While the policy has faced harsh criticism, a spokesperson for the UK Home Office says the rules are lawful and necessary. “It prevents burdens on the taxpayer arising once family migrants have settled in the UK and thereby gain full access to the welfare system.” The spokesperson points to a February Supreme Court decision that largely upheld the policy after several families challenged it.
Post-Brexit quagmire
While thousands in Britain have been living with the realities of UK family migration policies, European residents here are increasingly anxious that Brexit may erode their own rights in this arena.
Since Britain narrowly voted to leave the EU in a referendum last year, some three million European nationals and their post-Brexit rights have become the subject of protracted negotiations in Brussels. Those negotiations have stalled.
Prime Minister Theresa May has assured EU nationals settled in Britain for at least five years that they’ll be allowed to stay indefinitely. But she and her government have also vowed to end freedom of movement from Europe to Britain and are proposing to align family migration rights for EU citizens not yet in the UK with the rules already applied to non-European nationals.
Justine Stefanelli, interim deputy director at the Bingham Centre for the Rule of Law at the British Institute of International and Comparative Law, believes it’s “highly likely” that EU family members attempting to enter the UK after Brexit will be subjected to strict new visa requirements.
She points to a government policy paper on EU family rights released in July that proposed such changes. However, she cautions, the same paper also says “other arrangements” might be made as part of Brexit negotiations. “Everything at this time is rather hypothetical,” she says.
Liza Lovdahl Gormsen, a lawyer who has addressed the House of Commons on European citizens’ rights post-Brexit, stresses that Britain is also seeking a good deal for its own nationals scattered across Europe.
That could have considerable impact on any agreement, she says. Since the EU refuses to begin trade talks before hammering out a firm deal on the rights of Europeans in Britain, the most pragmatic choice for British negotiators might be to uphold most of the rights those residents currently enjoy.

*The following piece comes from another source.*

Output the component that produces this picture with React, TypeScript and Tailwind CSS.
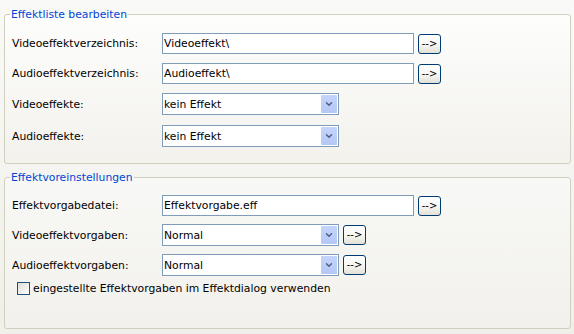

But until the complex exit negotiations currently underway between Britain and the EU yield a firm deal, it’s impossible to ascertain how family migration rights might change.
Living in limbo
The murkiness of Brexit has thrown EU residents into a state of limbo: one that is both emotionally wrenching and legally thorny.
“You're putting people in a position where they can’t plan their lives. They don’t know what their rights will be going forward,” says Georgiana Turculet, researcher for INTEGRIM, a project focused on European migration issues.

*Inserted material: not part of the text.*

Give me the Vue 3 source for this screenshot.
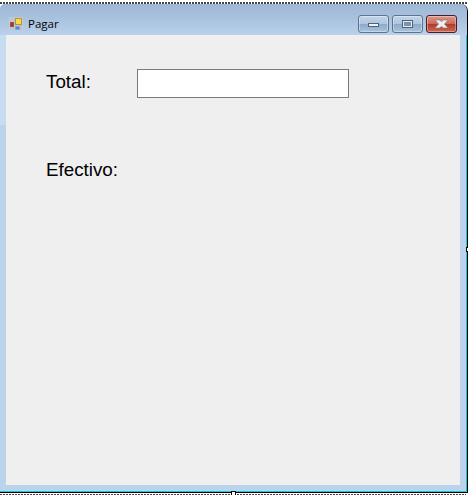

Ms. Stefanelli says the ongoing legal uncertainty around Europeans’ rights in Britain breaches the rule of law principle: the notion that laws should be as accessible, clear, and predictably applied as possible.
“Legally, it makes it difficult not just for the people who have to live their lives according to these rules, but also for a lawyer to give adequate advice to their client,” she points out.
Katya Ivanova, a researcher in European politics who recently taught at the London School of Economics and has written on European family rights post-Brexit with Ms. Turculet, says profound uncertainty and anxiety are already prompting Europeans to leave Britain.
According to the UK Office of National Statistics, 2017 has seen a steep rise in EU nationals leaving the United Kingdom, with some 122,000 departures from January to August.
Ms. Ivanova predicts a sharp uptick in European departures from Britain “over the next two to five years.”
For some European residents pondering whether to remain in Britain, the prospect that they might be unable to care for elderly parents is a serious worry.
Current policies require proof that a non-European dependent parent cannot get adequate care in his or her home country. And in September, The Guardian published leaked documents revealing government plans to restrict the definition of “family members” to dependent children and spouses for EU migrants, post-Brexit.
“Both my partner and I are EU citizens with elderly parents, [and] we worry about how we’ll care for them,” says Mike Mac Sheanlaoich, an Irish researcher in biotechnology who lives near Gateshead in northeastern England.
“It appears that if we want to stay in the UK, we may have to force the burden of care onto our respective brothers and extended family, which seems deeply unfair.”